## COLLECTED DATA
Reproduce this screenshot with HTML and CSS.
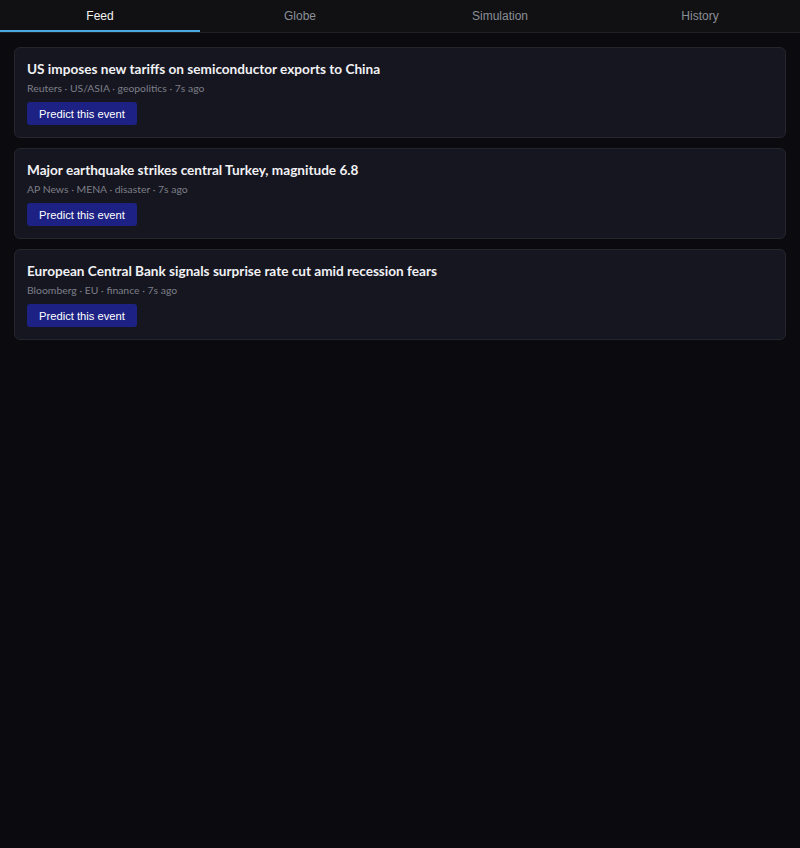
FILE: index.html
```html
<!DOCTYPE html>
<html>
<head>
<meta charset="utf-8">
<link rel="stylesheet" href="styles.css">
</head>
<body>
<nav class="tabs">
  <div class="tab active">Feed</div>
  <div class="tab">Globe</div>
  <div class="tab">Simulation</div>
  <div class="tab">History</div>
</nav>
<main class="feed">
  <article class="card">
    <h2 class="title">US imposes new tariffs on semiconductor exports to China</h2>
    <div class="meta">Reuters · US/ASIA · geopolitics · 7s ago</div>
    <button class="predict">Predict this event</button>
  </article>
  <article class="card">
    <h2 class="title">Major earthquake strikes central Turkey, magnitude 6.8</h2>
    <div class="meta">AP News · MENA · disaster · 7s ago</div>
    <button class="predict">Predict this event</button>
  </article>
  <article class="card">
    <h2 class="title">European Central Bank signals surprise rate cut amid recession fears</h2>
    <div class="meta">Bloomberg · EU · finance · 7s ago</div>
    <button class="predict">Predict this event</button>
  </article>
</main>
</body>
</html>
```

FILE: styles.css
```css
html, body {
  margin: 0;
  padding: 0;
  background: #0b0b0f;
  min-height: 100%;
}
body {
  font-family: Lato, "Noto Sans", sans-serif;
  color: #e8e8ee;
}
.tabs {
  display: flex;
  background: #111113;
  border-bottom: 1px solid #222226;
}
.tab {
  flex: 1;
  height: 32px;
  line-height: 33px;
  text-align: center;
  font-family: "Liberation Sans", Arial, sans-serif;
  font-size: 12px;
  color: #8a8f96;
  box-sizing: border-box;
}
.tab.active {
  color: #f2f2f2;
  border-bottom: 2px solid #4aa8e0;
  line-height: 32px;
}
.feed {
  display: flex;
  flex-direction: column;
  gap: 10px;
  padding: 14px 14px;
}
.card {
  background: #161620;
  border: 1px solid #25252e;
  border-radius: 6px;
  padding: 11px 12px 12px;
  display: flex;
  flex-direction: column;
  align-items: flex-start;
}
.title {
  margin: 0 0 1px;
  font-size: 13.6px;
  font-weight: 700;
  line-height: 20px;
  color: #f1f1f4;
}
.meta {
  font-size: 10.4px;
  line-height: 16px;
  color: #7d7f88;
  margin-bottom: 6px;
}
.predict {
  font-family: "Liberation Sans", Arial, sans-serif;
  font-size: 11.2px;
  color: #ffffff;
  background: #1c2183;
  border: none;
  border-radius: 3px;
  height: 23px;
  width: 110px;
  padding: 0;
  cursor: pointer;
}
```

## YOUR GOAL
From the listing, extract all text exactly as given and drop any picture.

## WRITTEN SOLUTION
Reproduce this screenshot with HTML and CSS.
FILE: index.html
```html
<!DOCTYPE html>
<html>
<head>
<meta charset="utf-8">
<link rel="stylesheet" href="styles.css">
</head>
<body>
<nav class="tabs">
  <div class="tab active">Feed</div>
  <div class="tab">Globe</div>
  <div class="tab">Simulation</div>
  <div class="tab">History</div>
</nav>
<main class="feed">
  <article class="card">
    <h2 class="title">US imposes new tariffs on semiconductor exports to China</h2>
    <div class="meta">Reuters · US/ASIA · geopolitics · 7s ago</div>
    <button class="predict">Predict this event</button>
  </article>
  <article class="card">
    <h2 class="title">Major earthquake strikes central Turkey, magnitude 6.8</h2>
    <div class="meta">AP News · MENA · disaster · 7s ago</div>
    <button class="predict">Predict this event</button>
  </article>
  <article class="card">
    <h2 class="title">European Central Bank signals surprise rate cut amid recession fears</h2>
    <div class="meta">Bloomberg · EU · finance · 7s ago</div>
    <button class="predict">Predict this event</button>
  </article>
</main>
</body>
</html>
```

FILE: styles.css
```css
html, body {
  margin: 0;
  padding: 0;
  background: #0b0b0f;
  min-height: 100%;
}
body {
  font-family: Lato, "Noto Sans", sans-serif;
  color: #e8e8ee;
}
.tabs {
  display: flex;
  background: #111113;
  border-bottom: 1px solid #222226;
}
.tab {
  flex: 1;
  height: 32px;
  line-height: 33px;
  text-align: center;
  font-family: "Liberation Sans", Arial, sans-serif;
  font-size: 12px;
  color: #8a8f96;
  box-sizing: border-box;
}
.tab.active {
  color: #f2f2f2;
  border-bottom: 2px solid #4aa8e0;
  line-height: 32px;
}
.feed {
  display: flex;
  flex-direction: column;
  gap: 10px;
  padding: 14px 14px;
}
.card {
  background: #161620;
  border: 1px solid #25252e;
  border-radius: 6px;
  padding: 11px 12px 12px;
  display: flex;
  flex-direction: column;
  align-items: flex-start;
}
.title {
  margin: 0 0 1px;
  font-size: 13.6px;
  font-weight: 700;
  line-height: 20px;
  color: #f1f1f4;
}
.meta {
  font-size: 10.4px;
  line-height: 16px;
  color: #7d7f88;
  margin-bottom: 6px;
}
.predict {
  font-family: "Liberation Sans", Arial, sans-serif;
  font-size: 11.2px;
  color: #ffffff;
  background: #1c2183;
  border: none;
  border-radius: 3px;
  height: 23px;
  width: 110px;
  padding: 0;
  cursor: pointer;
}
```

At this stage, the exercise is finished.